Greg Lamberson, BS, MBA
Consultant - Upstream Energy
Website:
 
Greg,
Thanks for a cautious jump, if you read 5th line of my thread it says there is no power therefore heating option is out. Regarding hydrate formation, general rule of thumb is for every 100 psi pressure drop the temp drop is 6 deg F. I have mentioned 1000 psig but it may be sometime 1100 psig and so is the temperature which might fluctuate. Keeping all these factors in mind the design has to be fool proof.
 
Khansahib

Sorry, I missed that line. Without power, as you mention heat application (most common) is not possible. What about a small gen set? Apart from heat (tracing, hot water, or steam), then as far as I know, that leaves glycol or methanol.

If glycol is used, it should be sprayed into the stream as small droplets. Without good mixing, there's a chance the glycol injection will not prevent hydrates.

While proper glycol injection can prevent hydrates if injected properly, if you already have them, glycol will not dissolve hydrates as will methanol.

Greg Lamberson, BS, MBA
Consultant - Upstream Energy
Website:
 
The gas will hydrate. But you have a good idea. Because you have a large mass of water and oil as compared to the gas you finally mix and send it out with, you can put in a heat exchanger. Take the gas stream going to the header and drop the pressure to 500 psig. The temperature will drop to 61F and the hydrate point is about 51F. Then take the oil/water after the LCV that is about 85 F and warm up the gas from 61F to 75 F. When the gas pressur is dropped from 500 psig to 150 psig, the temperature will be 52 F and the lowest hydrate temp is 32 F.

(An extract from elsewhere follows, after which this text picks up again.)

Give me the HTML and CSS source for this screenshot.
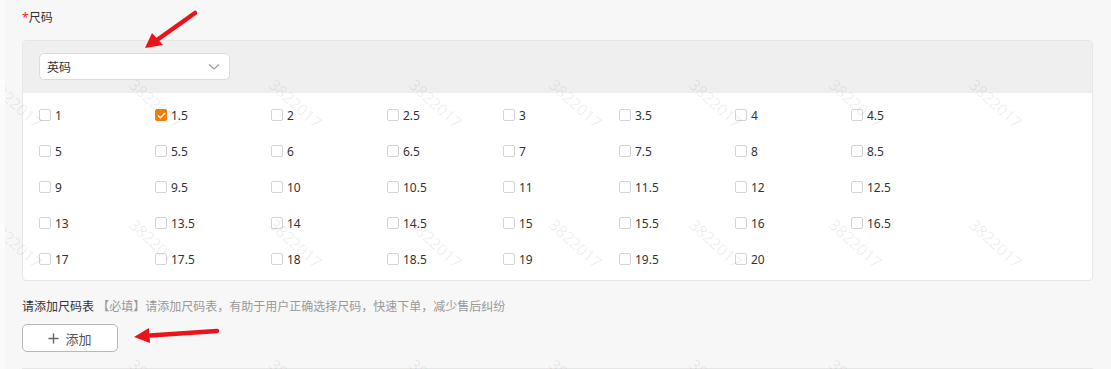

NOW, I just guessed at compositions and there will be some variance of the above values based on real composition.
 
dcasto

A question, sorry for hijacking, but I thought the hydrate point was around 64 degrees? Don't remember exactly where I got that, but if you don't mind, where did the 51 degrees come from?

Greg Lamberson, BS, MBA
Consultant - Upstream Energy
Website:
 
dcasto/Greg,
Good proposition I had almost the same type of solution in mind that drop the pressure of the gas to 500 psig and also release the liquid from the separaor at 500 psig and comingle them at this pressure. Istall another Pressure reducing valve down the line to drop down the pressure equivalent to manifold pressure.

Thanks for the input.
 
GregL, I ran Peng-Robinson on a made up gas analysis. As I stated, you could have a gas with lots of combinations. The old McKetta chart shows 52-53 at 1000 psig.